Opinions were divided about the value of existing ‘innovation champions’ espoused by AHSNs (these being ‘star clinicians/academics’ ) or of ‘innovation scout’ networks. Some emphasised the need for more varied and general system leadership and appropriate governance processes; clinical pathways and leadership were noted to differ widely between different disease areas and innovative technologies.
Innovation champion organisations
Respondents were generally opposed to the proposal that a single organisation could lead regional adoption of innovation. Rather, championing innovation was suggested to necessitate not just AHSNs and specialist clinicians but also the involvement of primary care, nurses and clinical commissioning groups (CCGs). The latter were thought to have an important role in ensuring a balance between the needs and benefits of targeted patient groups and the wider population. Collaboration was strongly emphasised as needed to ensure widespread uptake and avoid what was said to be a ‘not invented here’ culture in the NHS.
Report recommendations
The report authors note that their assessment was necessarily limited by the ‘relatively focused nature of this work’ but propose three conclusions:
- A new earmarked fund should be channelled through AHSNs, preferably in alignment with existing funding mechanisms
- Clinicians need to adopt AHSN roles of innovation scouts and innovation champions to form a connected community to facilitate the adoption and diffusion of innovation in the NHS
- For any given region, multiple innovation champion organisations will be needed with collaborative decision-making
The first two of these conclusions seem to conflict with views expressed by non-AHSN stakeholders consulted.
The inherent limitations of AHSNs in diffusion of innovation
The PHG Foundation response to the AAR interim report called for the need to distinguish between the development and testing of innovative products and service pathways by specialist clinicians, and the implementation of innovative products and services across the health service by all front-line health professionals. It was proposed that AHSNs were crucial centres of innovation, but fundamentally unsuited to lead NHS-wide adoption and diffusion of these innovations, especially those that were not commercial products such as therapeutics.
We would therefore reiterate the need for dedicated funding to be made available and governed independently of the AHSNs, both for the national collaborative development work needed to support widespread NHS implementation of innovations, and for the support of individual health professionals to engage in such efforts. Professional recognition and incentivisation (in the form of funded time away from clinical duties) would be good ways to do this, allowing many individual clinicians to engage in ‘diffusion’ work to make innovations more widely available to patients within their own specialty, rather than selecting just a few to be specialist innovation champions.
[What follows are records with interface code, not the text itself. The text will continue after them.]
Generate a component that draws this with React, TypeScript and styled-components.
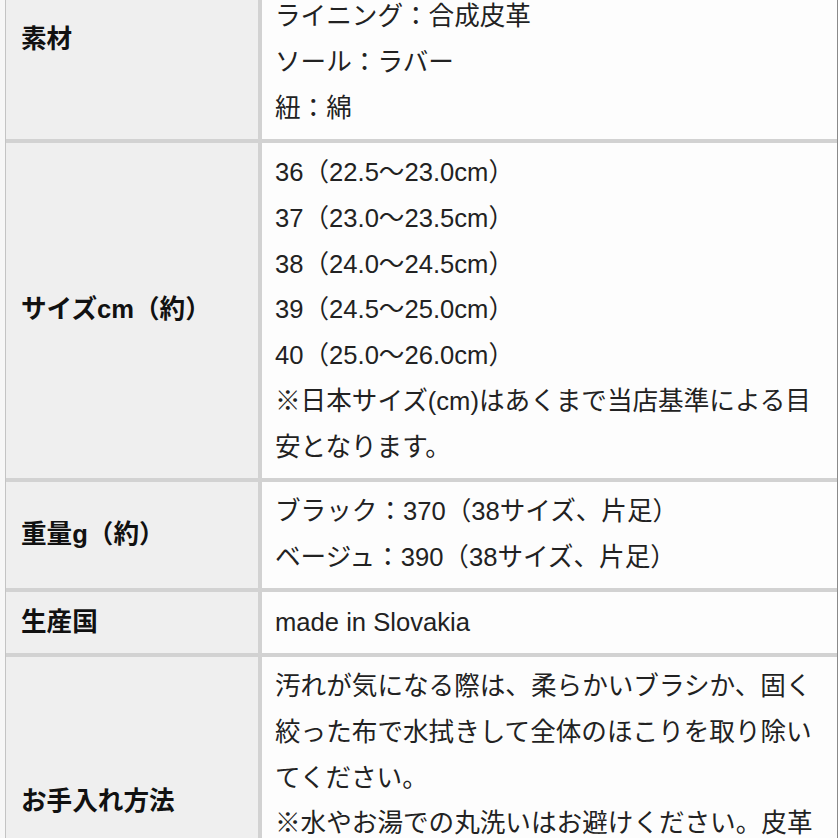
import styled, { createGlobalStyle } from "styled-components";

type SpecRow = {
  label: string;
  lines: string[];
};

const ROWS: SpecRow[] = [
  {
    label: "素材",
    lines: ["アッパー：スエード", "ライニング：合成皮革", "ソール：ラバー", "紐：綿"],
  },
  {
    label: "サイズcm（約）",
    lines: [
      "36（22.5〜23.0cm）",
      "37（23.0〜23.5cm）",
      "38（24.0〜24.5cm）",
      "39（24.5〜25.0cm）",
      "40（25.0〜26.0cm）",
      "※日本サイズ(cm)はあくまで当店基準による目安となります。",
    ],
  },
  {
    label: "重量g（約）",
    lines: ["ブラック：370（38サイズ、片足）", "ベージュ：390（38サイズ、片足）"],
  },
  {
    label: "生産国",
    lines: ["made in Slovakia"],
  },
  {
    label: "お手入れ方法",
    lines: [
      "汚れが気になる際は、柔らかいブラシか、固く絞った布で水拭きして全体のほこりを取り除いてください。",
      "※水やお湯での丸洗いはお避けください。皮革が硬くなったり、色落ちや型崩れの原因となります。",
    ],
  },
];

export default function App() {
  return (
    <>
      <GlobalStyle />
      <Page>
        <SpecTable>
          {ROWS.map((row) => (
            <Row key={row.label}>
              <LabelCell>{row.label}</LabelCell>
              <ValueCell>
                {row.lines.map((line) => (
                  <Line key={line}>{line}</Line>
                ))}
              </ValueCell>
            </Row>
          ))}
        </SpecTable>
      </Page>
    </>
  );
}

const GlobalStyle = createGlobalStyle`
  html, body {
    margin: 0;
    padding: 0;
    background: #f7f7f7;
    overflow: hidden;
  }
  body {
    font-family: "Liberation Sans", "Noto Sans CJK JP", sans-serif;
    color: #1e1e1e;
  }
`;

const Page = styled.div`
  height: 838px;
  overflow: hidden;
  padding-left: 5px;
`;

const SpecTable = styled.div`
  margin-top: -59px;
  display: grid;
  grid-template-columns: 252px 1fr;
  gap: 4px;
  background: #d2d2d2;
  border-left: 1px solid #c4c4c4;
  border-right: 1px solid #8a8a8a;
`;

const Row = styled.div`
  display: contents;
`;

const LabelCell = styled.div`
  display: flex;
  align-items: center;
  background: #efefef;
  padding: 7.5px 13px 7.5px 15px;
  font-size: 25.6px;
  line-height: 45.7px;
  font-weight: 700;
  color: #111;
`;

const ValueCell = styled.div`
  background: #fdfdfd;
  padding: 7.5px 11px 7.5px 13px;
  font-size: 25.6px;
  line-height: 45.7px;
  color: #222;
`;

const Line = styled.div`
  word-break: normal;
  line-break: strict;
`;
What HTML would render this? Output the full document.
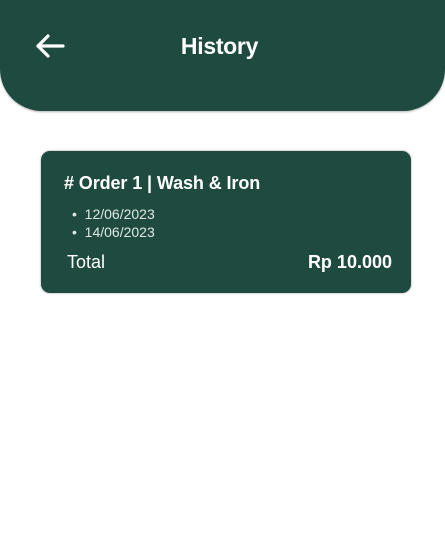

Ensuring national availability of innovations
The framing of the report so firmly around the existing structures of academic health science centres and networks calls into question how open the consultation on interim proposals really was. Building on existing strengths is generally a sound approach, but in this particular instance the complexities of the situation mean that AHSNs should lead on nurturing and trialling healthcare innovations, but not on national deployment.
Rather, dedicated funding and support should be made available for the coordinated and collaborative national-level redesign of NHS processes and pathways, for the development of commissioning and clinical guidelines, and for health professional education. This will ensure that the transformative innovations pioneered in AHSNs and specialist centres and for which appropriate evidence of patient and / or economic benefits is available can be made swiftly available to all NHS patients who can benefit from them - not just those lucky enough to be referred to specialist clinician researchers.